| WHAT THE EXERCISE ASKS |
Only the number is wanted: tally the lines below that contain the word "React".

| DATASET EXTRACT |
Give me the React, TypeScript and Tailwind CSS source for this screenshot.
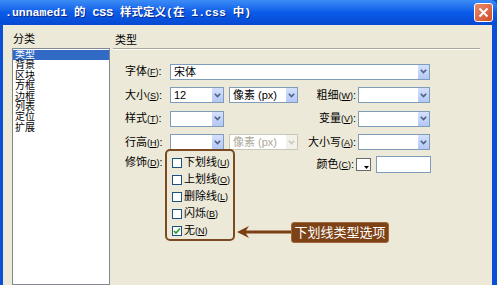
import React from "react";

const font = { fontFamily: '"Liberation Sans", "Noto Sans CJK SC", sans-serif' };

const Arrow = ({ disabled = false }: { disabled?: boolean }) => (
  <div
    className={
      "w-[12px] h-full flex items-center justify-center border-l border-white " +
      (disabled ? "bg-[#f2f1ea]" : "bg-gradient-to-b from-[#d4e0fc] to-[#b4c8f6]")
    }
  >
    <svg width="7" height="5" viewBox="0 0 7 5">
      <path d="M0.8 0.8 L3.5 3.6 L6.2 0.8" fill="none" stroke={disabled ? "#c9c7ba" : "#4d6185"} strokeWidth="1.6" />
    </svg>
  </div>
);

const Select = ({ w, value = "", disabled = false }: { w: string; value?: string; disabled?: boolean }) => (
  <div
    className={
      w +
      " h-[16px] flex items-stretch border bg-white " +
      (disabled ? "border-[#c9c7ba] text-[#aca899]" : "border-[#7f9db9] text-black")
    }
  >
    <div className="flex-1 pl-[3px] text-[11px] leading-[14px] overflow-hidden whitespace-nowrap">{value}</div>
    <Arrow disabled={disabled} />
  </div>
);

const Label = ({ text, k, w, right = false }: { text: string; k: string; w: string; right?: boolean }) => (
  <div className={w + " text-[11px] leading-[16px] whitespace-nowrap " + (right ? "text-right pr-[2px]" : "")}>
    {text}
    <span className="text-[9px]">
      (<u>{k}</u>)
    </span>
    :
  </div>
);

const Check = ({ text, k, checked = false }: { text: string; k: string; checked?: boolean }) => (
  <div className="h-[17px] flex items-center gap-[2px]">
    <div className="w-[10px] h-[10px] border border-[#1c5180] bg-white flex items-center justify-center">
      {checked && (
        <svg width="8" height="8" viewBox="0 0 8 8">
          <path d="M1 4 L3 6 L7 1.5" fill="none" stroke="#21a121" strokeWidth="1.6" />
        </svg>
      )}
    </div>
    <div className="text-[11px] leading-[13px] whitespace-nowrap">
      {text}
      <span className="text-[9px]">
        (<u>{k}</u>)
      </span>
    </div>
  </div>
);

const items = ["类型", "背景", "区块", "方框", "边框", "列表", "定位", "扩展"];

export default function App() {
  return (
    <div className="relative w-[497px] h-[285px] overflow-hidden flex flex-col bg-[#0a4fd6] text-black" style={font}>
      {/* title bar */}
      <div className="h-[25px] flex items-center pl-[5px] pr-[4px] bg-gradient-to-b from-[#3c8cf6] via-[#0b5be8] to-[#0649d2] rounded-tr-[6px]">
        <div
          className="flex-1 text-white font-bold text-[11.5px] whitespace-nowrap [text-shadow:1px_1px_0_#0a2a8a]"
          style={{ fontFamily: '"Liberation Mono", "Noto Sans CJK SC", monospace' }}
        >
          .unnamed1 的 CSS 样式定义(在 1.css 中)
        </div>
        <div className="w-[19px] h-[19px] rounded-[3px] border border-white bg-gradient-to-br from-[#e98a6c] to-[#cf4a22] flex items-center justify-center">
          <svg width="11" height="11" viewBox="0 0 11 11">
            <path d="M1.5 1.5 L9.5 9.5 M9.5 1.5 L1.5 9.5" stroke="#fff" strokeWidth="2" />
          </svg>
        </div>
      </div>

      {/* body */}
      <div className="flex-1 ml-[3px] mr-[5px] bg-[#ece9d8] flex">
        {/* category list */}
        <div className="ml-[9px] w-[98px] flex flex-col pt-[8px]">
          <div className="text-[11px] leading-[13px] ml-[1px]">分类</div>
          <div className="mt-[2px] flex-1 bg-white border border-[#828790] pt-[1px]">
            {items.map((t, i) => (
              <div
                key={t}
                className={
                  "text-[10px] leading-[10.4px] h-[10.4px] pl-[2px] " + (i === 0 ? "bg-[#316ac5] text-white" : "")
                }
              >
                {t}
              </div>
            ))}
          </div>
        </div>

        {/* type panel */}
        <div className="ml-[3px] w-[367px] flex flex-col pt-[9px]">
          <div className="text-[11px] leading-[13px] ml-[2px] h-[14px]">类型</div>
          <div className="border-t border-[#aca899] border-b border-b-white" />

          <div className="mt-[13px] pl-[12px] flex flex-col gap-[6.5px]">
            <div className="flex items-center">
              <Label text="字体" k="F" w="w-[45px]" />
              <div className="w-[260px] h-[16px] flex items-stretch border border-[#7f9db9] bg-white">
                <div className="flex-1 pl-[3px] text-[11px] leading-[14px]">宋体</div>
                <Arrow />
              </div>
            </div>
            <div className="flex items-center">
              <Label text="大小" k="S" w="w-[45px]" />
              <Select w="w-[54px]" value="12" />
              <div className="w-[5px]" />
              <Select w="w-[69px]" value="像素 (px)" />
              <Label text="粗细" k="W" w="w-[60px]" right />
              <Select w="w-[72px]" />
            </div>
            <div className="flex items-center">
              <Label text="样式" k="T" w="w-[45px]" />
              <Select w="w-[54px]" />
              <div className="w-[74px]" />
              <Label text="变量" k="V" w="w-[60px]" right />
              <Select w="w-[72px]" />
            </div>
            <div className="flex items-center">
              <Label text="行高" k="H" w="w-[45px]" />
              <Select w="w-[54px]" />
              <div className="w-[5px]" />
              <Select w="w-[69px]" value="像素 (px)" disabled />
              <Label text="大小写" k="A" w="w-[60px]" right />
              <Select w="w-[72px]" />
            </div>
          </div>

          <div className="mt-[3.5px] pl-[12px] flex items-start">
            <div className="h-[17px] flex items-center">
              <Label text="修饰" k="D" w="w-[47px]" />
            </div>
            <div className="w-[126px] flex flex-col">
              <Check text="下划线" k="U" />
              <Check text="上划线" k="O" />
              <Check text="删除线" k="L" />
              <Check text="闪烁" k="B" />
              <Check text="无" k="N" checked />
            </div>
            <div className="mt-[1px] h-[18px] flex items-center">
              <Label text="颜色" k="C" w="w-[58px]" right />
              <div className="w-[15px] h-[13px] border border-[#6a6a6a] bg-white relative">
                <svg className="absolute right-[1px] bottom-[1px]" width="5" height="3" viewBox="0 0 5 3">
                  <path d="M0 0 L5 0 L2.5 3 Z" fill="#000" />
                </svg>
              </div>
              <div className="ml-[5px] w-[55px] h-[17px] border border-[#7f9db9] bg-white" />
            </div>
          </div>
        </div>
      </div>

      {/* annotation */}
      <div className="absolute left-[165px] top-[149px] w-[70px] h-[92px] border-2 border-[#7b4a20] rounded-[5px]" />
      <svg className="absolute left-[234px] top-[224px]" width="60" height="16" viewBox="0 0 60 16">
        <path d="M3 8 L15 2 L12 6.5 L58 6.5 L58 9.5 L12 9.5 L15 14 Z" fill="#7b3f12" />
      </svg>
      <div className="absolute left-[291px] top-[222px] w-[98px] h-[21px] rounded-[3px] bg-[#7d4216] border border-[#a0683c] flex items-center justify-center text-white text-[13px] leading-[15px] whitespace-nowrap">
        下划线类型选项
      </div>
    </div>
  );
}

| REPLY TO THE TASK |
2